TO DO
Copy out the complete listing, word for word.

RECORDED INFORMATION
** start **

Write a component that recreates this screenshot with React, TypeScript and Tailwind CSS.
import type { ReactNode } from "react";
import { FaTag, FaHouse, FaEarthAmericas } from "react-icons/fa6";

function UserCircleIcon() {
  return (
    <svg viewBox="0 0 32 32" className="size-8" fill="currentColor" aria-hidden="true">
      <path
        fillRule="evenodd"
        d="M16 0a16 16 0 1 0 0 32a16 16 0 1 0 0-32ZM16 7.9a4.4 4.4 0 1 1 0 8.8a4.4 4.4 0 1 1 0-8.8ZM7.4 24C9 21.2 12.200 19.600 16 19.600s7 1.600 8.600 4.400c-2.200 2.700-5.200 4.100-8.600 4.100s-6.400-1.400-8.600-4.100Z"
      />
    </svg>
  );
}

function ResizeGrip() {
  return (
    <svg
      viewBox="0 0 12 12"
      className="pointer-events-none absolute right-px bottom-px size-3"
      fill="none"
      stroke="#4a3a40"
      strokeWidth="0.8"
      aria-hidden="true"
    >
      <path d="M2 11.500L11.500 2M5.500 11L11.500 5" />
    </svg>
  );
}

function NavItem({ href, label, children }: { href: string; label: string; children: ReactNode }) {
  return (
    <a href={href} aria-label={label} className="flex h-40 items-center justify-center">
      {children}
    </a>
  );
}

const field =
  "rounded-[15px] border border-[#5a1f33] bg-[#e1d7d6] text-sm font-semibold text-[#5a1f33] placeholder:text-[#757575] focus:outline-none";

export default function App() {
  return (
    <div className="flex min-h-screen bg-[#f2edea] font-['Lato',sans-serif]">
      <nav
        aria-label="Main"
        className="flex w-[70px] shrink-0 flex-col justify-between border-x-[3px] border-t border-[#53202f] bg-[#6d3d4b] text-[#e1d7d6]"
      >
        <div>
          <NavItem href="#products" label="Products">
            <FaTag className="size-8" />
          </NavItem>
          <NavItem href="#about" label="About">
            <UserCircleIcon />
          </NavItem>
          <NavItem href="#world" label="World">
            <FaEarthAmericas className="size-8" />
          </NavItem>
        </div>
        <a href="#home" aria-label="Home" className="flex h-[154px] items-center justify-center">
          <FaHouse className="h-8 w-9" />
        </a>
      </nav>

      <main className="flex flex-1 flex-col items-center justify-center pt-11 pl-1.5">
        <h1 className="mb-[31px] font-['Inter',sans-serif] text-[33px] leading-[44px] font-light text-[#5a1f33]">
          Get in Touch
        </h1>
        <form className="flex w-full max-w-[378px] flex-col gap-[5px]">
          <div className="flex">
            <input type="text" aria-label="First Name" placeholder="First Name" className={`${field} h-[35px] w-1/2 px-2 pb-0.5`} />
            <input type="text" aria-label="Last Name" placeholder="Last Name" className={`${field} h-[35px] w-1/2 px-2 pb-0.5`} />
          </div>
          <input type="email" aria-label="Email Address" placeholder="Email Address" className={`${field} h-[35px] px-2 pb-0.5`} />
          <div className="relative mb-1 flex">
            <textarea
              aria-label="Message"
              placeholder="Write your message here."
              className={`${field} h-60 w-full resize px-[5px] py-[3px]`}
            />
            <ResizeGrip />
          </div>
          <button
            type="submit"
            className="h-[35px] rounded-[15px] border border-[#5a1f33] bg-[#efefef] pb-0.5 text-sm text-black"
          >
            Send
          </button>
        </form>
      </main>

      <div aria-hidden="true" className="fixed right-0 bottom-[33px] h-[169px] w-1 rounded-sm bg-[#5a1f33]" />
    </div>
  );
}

** end **

THE OUTPUT
Write a component that recreates this screenshot with React, TypeScript and Tailwind CSS.
import type { ReactNode } from "react";
import { FaTag, FaHouse, FaEarthAmericas } from "react-icons/fa6";

function UserCircleIcon() {
  return (
    <svg viewBox="0 0 32 32" className="size-8" fill="currentColor" aria-hidden="true">
      <path
        fillRule="evenodd"
        d="M16 0a16 16 0 1 0 0 32a16 16 0 1 0 0-32ZM16 7.9a4.4 4.4 0 1 1 0 8.8a4.4 4.4 0 1 1 0-8.8ZM7.4 24C9 21.2 12.200 19.600 16 19.600s7 1.600 8.600 4.400c-2.200 2.700-5.200 4.100-8.600 4.100s-6.400-1.400-8.600-4.100Z"
      />
    </svg>
  );
}

function ResizeGrip() {
  return (
    <svg
      viewBox="0 0 12 12"
      className="pointer-events-none absolute right-px bottom-px size-3"
      fill="none"
      stroke="#4a3a40"
      strokeWidth="0.8"
      aria-hidden="true"
    >
      <path d="M2 11.500L11.500 2M5.500 11L11.500 5" />
    </svg>
  );
}

function NavItem({ href, label, children }: { href: string; label: string; children: ReactNode }) {
  return (
    <a href={href} aria-label={label} className="flex h-40 items-center justify-center">
      {children}
    </a>
  );
}

const field =
  "rounded-[15px] border border-[#5a1f33] bg-[#e1d7d6] text-sm font-semibold text-[#5a1f33] placeholder:text-[#757575] focus:outline-none";

export default function App() {
  return (
    <div className="flex min-h-screen bg-[#f2edea] font-['Lato',sans-serif]">
      <nav
        aria-label="Main"
        className="flex w-[70px] shrink-0 flex-col justify-between border-x-[3px] border-t border-[#53202f] bg-[#6d3d4b] text-[#e1d7d6]"
      >
        <div>
          <NavItem href="#products" label="Products">
            <FaTag className="size-8" />
          </NavItem>
          <NavItem href="#about" label="About">
            <UserCircleIcon />
          </NavItem>
          <NavItem href="#world" label="World">
            <FaEarthAmericas className="size-8" />
          </NavItem>
        </div>
        <a href="#home" aria-label="Home" className="flex h-[154px] items-center justify-center">
          <FaHouse className="h-8 w-9" />
        </a>
      </nav>

      <main className="flex flex-1 flex-col items-center justify-center pt-11 pl-1.5">
        <h1 className="mb-[31px] font-['Inter',sans-serif] text-[33px] leading-[44px] font-light text-[#5a1f33]">
          Get in Touch
        </h1>
        <form className="flex w-full max-w-[378px] flex-col gap-[5px]">
          <div className="flex">
            <input type="text" aria-label="First Name" placeholder="First Name" className={`${field} h-[35px] w-1/2 px-2 pb-0.5`} />
            <input type="text" aria-label="Last Name" placeholder="Last Name" className={`${field} h-[35px] w-1/2 px-2 pb-0.5`} />
          </div>
          <input type="email" aria-label="Email Address" placeholder="Email Address" className={`${field} h-[35px] px-2 pb-0.5`} />
          <div className="relative mb-1 flex">
            <textarea
              aria-label="Message"
              placeholder="Write your message here."
              className={`${field} h-60 w-full resize px-[5px] py-[3px]`}
            />
            <ResizeGrip />
          </div>
          <button
            type="submit"
            className="h-[35px] rounded-[15px] border border-[#5a1f33] bg-[#efefef] pb-0.5 text-sm text-black"
          >
            Send
          </button>
        </form>
      </main>

      <div aria-hidden="true" className="fixed right-0 bottom-[33px] h-[169px] w-1 rounded-sm bg-[#5a1f33]" />
    </div>
  );
}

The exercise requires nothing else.